* INSTRUCTIONS TO FOLLOW: Find every line in the records below that contains the word "page", and copy each such line.

* RECORDS SUPPLIED:
··········
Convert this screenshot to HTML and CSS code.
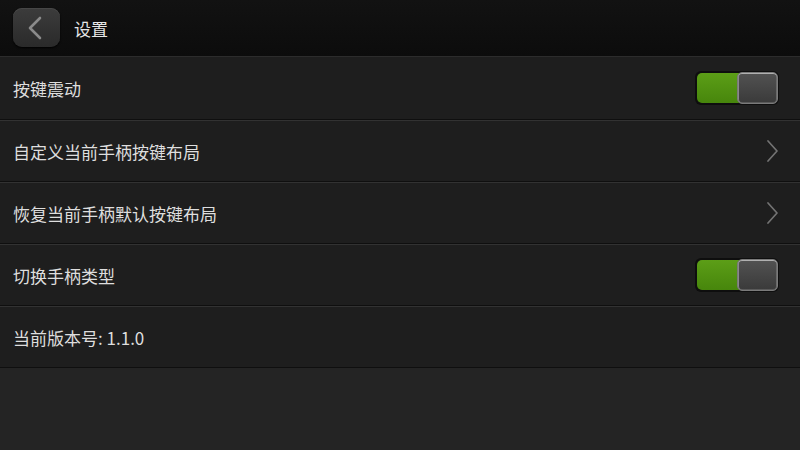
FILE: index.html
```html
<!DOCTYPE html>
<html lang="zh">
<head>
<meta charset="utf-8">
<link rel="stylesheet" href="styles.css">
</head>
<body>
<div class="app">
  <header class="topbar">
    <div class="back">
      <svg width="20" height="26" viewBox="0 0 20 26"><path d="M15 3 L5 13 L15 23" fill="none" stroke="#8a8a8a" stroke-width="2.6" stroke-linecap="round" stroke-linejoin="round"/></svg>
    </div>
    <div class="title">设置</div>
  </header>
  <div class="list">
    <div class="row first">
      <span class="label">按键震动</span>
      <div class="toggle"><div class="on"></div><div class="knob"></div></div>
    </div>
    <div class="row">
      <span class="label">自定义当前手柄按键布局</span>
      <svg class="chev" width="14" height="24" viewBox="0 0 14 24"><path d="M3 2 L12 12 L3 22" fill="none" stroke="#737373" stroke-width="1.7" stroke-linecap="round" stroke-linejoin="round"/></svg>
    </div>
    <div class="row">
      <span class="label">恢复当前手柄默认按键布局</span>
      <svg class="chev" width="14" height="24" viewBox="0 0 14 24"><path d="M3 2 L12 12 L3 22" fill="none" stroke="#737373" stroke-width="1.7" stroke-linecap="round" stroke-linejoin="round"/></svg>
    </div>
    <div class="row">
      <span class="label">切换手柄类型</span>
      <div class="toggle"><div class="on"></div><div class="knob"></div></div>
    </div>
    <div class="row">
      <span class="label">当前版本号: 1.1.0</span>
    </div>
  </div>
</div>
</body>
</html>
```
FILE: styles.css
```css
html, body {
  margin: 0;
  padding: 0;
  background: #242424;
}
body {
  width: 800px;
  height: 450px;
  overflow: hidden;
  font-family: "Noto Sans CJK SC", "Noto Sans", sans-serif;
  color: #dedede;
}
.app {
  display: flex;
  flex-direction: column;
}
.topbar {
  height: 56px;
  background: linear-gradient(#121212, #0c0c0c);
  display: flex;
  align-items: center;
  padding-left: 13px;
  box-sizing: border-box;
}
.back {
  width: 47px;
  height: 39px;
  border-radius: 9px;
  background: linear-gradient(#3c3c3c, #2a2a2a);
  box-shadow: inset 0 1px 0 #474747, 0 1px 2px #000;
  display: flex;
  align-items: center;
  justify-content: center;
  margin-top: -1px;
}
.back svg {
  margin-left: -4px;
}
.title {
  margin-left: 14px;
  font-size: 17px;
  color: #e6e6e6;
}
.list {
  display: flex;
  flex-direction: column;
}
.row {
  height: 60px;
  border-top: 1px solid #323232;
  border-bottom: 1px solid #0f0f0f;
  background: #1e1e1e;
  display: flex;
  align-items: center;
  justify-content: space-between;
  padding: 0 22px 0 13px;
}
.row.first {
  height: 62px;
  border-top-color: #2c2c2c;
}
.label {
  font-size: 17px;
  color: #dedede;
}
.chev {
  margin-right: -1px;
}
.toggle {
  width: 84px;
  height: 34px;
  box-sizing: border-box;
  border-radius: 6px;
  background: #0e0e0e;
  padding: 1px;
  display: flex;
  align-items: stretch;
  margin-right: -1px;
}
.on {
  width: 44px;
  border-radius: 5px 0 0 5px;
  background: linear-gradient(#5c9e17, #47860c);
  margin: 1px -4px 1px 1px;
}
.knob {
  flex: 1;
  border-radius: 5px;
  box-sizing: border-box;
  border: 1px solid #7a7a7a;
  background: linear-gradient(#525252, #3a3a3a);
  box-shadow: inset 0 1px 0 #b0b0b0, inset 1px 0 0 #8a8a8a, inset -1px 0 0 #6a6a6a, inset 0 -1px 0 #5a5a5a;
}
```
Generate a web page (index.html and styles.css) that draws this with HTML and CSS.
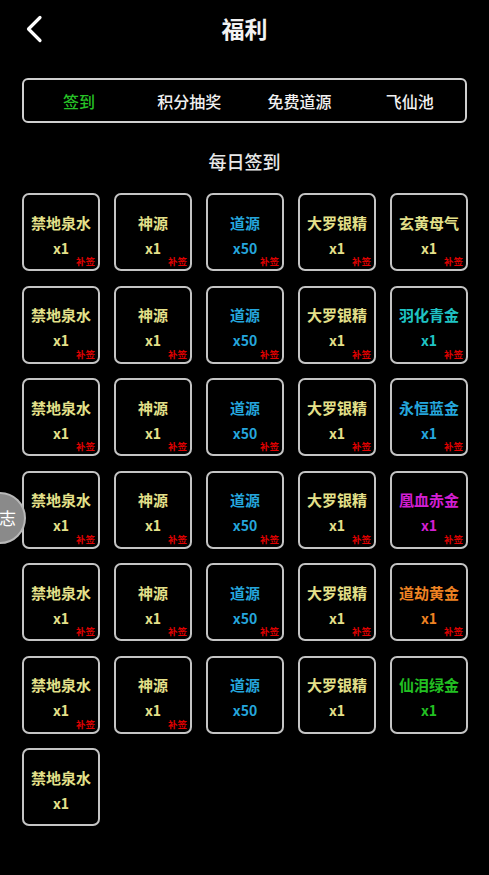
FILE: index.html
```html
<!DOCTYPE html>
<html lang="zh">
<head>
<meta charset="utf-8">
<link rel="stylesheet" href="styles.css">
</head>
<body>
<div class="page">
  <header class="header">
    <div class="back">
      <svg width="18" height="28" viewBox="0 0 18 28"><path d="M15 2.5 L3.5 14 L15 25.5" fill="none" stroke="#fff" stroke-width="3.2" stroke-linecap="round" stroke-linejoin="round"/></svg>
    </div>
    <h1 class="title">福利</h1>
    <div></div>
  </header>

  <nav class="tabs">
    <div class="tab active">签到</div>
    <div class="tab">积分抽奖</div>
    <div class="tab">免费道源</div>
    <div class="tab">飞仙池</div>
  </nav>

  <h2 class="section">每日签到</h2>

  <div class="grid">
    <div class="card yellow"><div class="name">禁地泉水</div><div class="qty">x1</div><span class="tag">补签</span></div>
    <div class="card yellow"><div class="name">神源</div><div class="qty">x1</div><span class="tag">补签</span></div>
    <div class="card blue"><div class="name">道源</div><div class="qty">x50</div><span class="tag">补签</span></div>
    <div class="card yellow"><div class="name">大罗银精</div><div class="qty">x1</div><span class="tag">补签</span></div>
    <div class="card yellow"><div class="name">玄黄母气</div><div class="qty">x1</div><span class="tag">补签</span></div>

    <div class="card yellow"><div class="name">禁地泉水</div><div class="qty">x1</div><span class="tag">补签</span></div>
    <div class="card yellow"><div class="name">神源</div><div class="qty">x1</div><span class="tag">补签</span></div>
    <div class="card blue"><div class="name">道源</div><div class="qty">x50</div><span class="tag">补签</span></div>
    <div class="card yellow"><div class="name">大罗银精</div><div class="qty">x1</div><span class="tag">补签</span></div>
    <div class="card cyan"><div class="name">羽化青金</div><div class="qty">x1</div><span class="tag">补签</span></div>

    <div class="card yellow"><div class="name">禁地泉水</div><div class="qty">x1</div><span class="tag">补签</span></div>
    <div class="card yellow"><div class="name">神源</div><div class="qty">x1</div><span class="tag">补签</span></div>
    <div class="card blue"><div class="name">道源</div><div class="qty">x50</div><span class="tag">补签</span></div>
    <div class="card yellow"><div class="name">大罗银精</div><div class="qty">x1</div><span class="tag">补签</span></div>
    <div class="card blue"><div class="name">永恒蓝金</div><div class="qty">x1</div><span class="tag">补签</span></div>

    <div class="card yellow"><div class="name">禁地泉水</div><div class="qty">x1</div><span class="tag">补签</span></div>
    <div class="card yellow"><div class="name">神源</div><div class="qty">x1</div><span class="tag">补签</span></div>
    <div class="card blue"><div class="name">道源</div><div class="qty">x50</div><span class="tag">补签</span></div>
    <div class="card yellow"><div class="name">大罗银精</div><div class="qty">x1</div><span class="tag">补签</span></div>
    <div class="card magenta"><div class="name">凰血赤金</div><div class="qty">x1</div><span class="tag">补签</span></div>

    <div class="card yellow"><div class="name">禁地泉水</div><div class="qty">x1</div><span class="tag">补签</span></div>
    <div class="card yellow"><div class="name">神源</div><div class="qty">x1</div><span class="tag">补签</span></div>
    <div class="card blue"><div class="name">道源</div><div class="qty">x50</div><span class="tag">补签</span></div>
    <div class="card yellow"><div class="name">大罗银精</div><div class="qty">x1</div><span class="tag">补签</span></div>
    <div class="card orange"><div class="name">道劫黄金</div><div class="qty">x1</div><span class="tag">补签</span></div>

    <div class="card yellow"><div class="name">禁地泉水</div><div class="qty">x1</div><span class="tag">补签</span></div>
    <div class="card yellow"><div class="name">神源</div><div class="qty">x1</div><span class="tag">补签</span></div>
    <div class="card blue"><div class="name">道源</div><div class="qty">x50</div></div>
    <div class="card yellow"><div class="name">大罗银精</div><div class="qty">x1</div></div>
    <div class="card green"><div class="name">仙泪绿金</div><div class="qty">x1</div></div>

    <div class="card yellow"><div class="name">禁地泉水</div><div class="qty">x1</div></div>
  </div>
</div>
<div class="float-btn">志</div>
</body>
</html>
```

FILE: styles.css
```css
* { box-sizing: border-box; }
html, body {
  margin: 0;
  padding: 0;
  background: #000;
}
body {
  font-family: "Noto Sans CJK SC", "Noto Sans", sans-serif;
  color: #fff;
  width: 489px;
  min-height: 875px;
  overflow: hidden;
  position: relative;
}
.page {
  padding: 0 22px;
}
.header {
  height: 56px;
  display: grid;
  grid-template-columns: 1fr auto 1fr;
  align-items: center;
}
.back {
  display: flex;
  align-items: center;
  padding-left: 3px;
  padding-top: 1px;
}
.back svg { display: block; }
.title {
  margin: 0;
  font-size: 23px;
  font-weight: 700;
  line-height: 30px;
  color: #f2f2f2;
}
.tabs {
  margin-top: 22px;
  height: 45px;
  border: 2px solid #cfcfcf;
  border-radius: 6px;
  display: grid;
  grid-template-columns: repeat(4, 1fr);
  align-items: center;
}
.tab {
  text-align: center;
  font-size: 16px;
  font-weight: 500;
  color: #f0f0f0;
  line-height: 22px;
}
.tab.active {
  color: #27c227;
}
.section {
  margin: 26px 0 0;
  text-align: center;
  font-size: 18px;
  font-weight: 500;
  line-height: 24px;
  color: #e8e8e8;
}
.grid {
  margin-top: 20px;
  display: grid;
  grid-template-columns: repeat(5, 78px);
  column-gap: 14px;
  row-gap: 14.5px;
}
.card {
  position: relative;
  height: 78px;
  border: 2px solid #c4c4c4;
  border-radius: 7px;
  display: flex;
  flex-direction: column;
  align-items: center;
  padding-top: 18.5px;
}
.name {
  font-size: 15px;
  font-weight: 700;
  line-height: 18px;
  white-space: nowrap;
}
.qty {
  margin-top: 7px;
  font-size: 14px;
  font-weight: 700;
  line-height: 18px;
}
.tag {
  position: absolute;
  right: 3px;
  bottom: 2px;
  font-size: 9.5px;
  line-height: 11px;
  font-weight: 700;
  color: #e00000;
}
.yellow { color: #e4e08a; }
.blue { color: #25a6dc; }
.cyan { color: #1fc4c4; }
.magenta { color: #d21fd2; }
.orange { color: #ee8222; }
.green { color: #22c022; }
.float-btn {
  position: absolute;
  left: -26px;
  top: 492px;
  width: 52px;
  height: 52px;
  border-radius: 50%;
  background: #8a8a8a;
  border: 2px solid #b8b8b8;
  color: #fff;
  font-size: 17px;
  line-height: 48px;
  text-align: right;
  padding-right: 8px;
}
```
··········
* FINISHED ANSWER:
Generate a web page (index.html and styles.css) that draws this with HTML and CSS.
<div class="page">
.page {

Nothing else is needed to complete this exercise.